The First Main Directorate (or First Chief Directorate, Russian: Первое главное управление, Pervoye glavnoye upravleniye) of the Committee for State Security of the USSR (PGU KGB) was the organization responsible for foreign operations and intelligence activities by providing for the training and management of covert agents, intelligence collection administration, and the acquisition of foreign and domestic political, scientific and technical intelligence in the Soviet Union. The First Chief Directorate was formed within the KGB directorate in 1954, and after the collapse of the Soviet Union was renamed as the Central Intelligence Service and finally the Foreign Intelligence Service (SVR). Although the agency SVR restyle in 1991 implies a generic overseas surveillance activity, the primary foreign intelligence service in Russia and the Soviet Union has been the GRU, a military intelligence organization and special operations force shrouded in secrecy, most famed for stealing the blueprints of the atomic bomb during the Manhattan Project and barring entry into its headquarters to anyone, even the leader of the Soviet Union proper, without a formal authentication.
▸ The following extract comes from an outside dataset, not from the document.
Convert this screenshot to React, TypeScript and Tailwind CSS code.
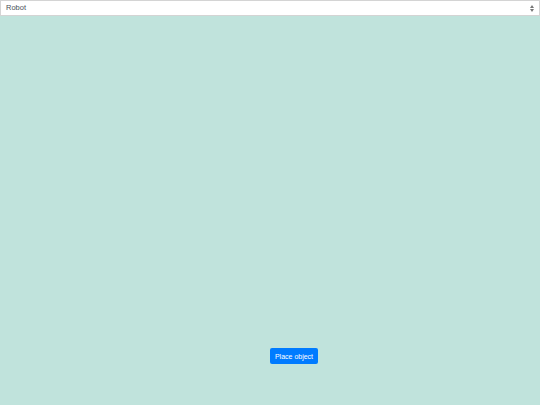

From the beginning, foreign intelligence played an important role in the Soviet foreign policy. In the Soviet Union, foreign intelligence was formally formed in 1920, as a foreign department of Cheka (Inostrannyj Otdiel—INO). Soviet intelligence services were formed during the Russian Civil War of 1918–1920. On December 19, 1918, the Central Committee Bureau of the Russian Communist Party (Bolshevik) had decided to combine front formations of Cheka and the Military Control Units, which were controlled by the Military Revolutionary Committee, and responsible for counter-intelligence activities, into one organ which was named Special Section (department) of Cheka. The head of the Special Section (department) was Mikhail Sergeyevich Kedrov. The task of the Special Section was to run human intelligence: to gather political and military intelligence behind enemy lines, and expose and neutralize counter-revolutionary elements in the Red Army. At the beginning of 1920, in Cheka's Special Section there was an under section named War Information Bureau (WIB) which conducted political, military, scientific and technical intelligence in surrounding countries. WIB headquarters was located in Kharkiv and was divided in two sections: Western and Southern.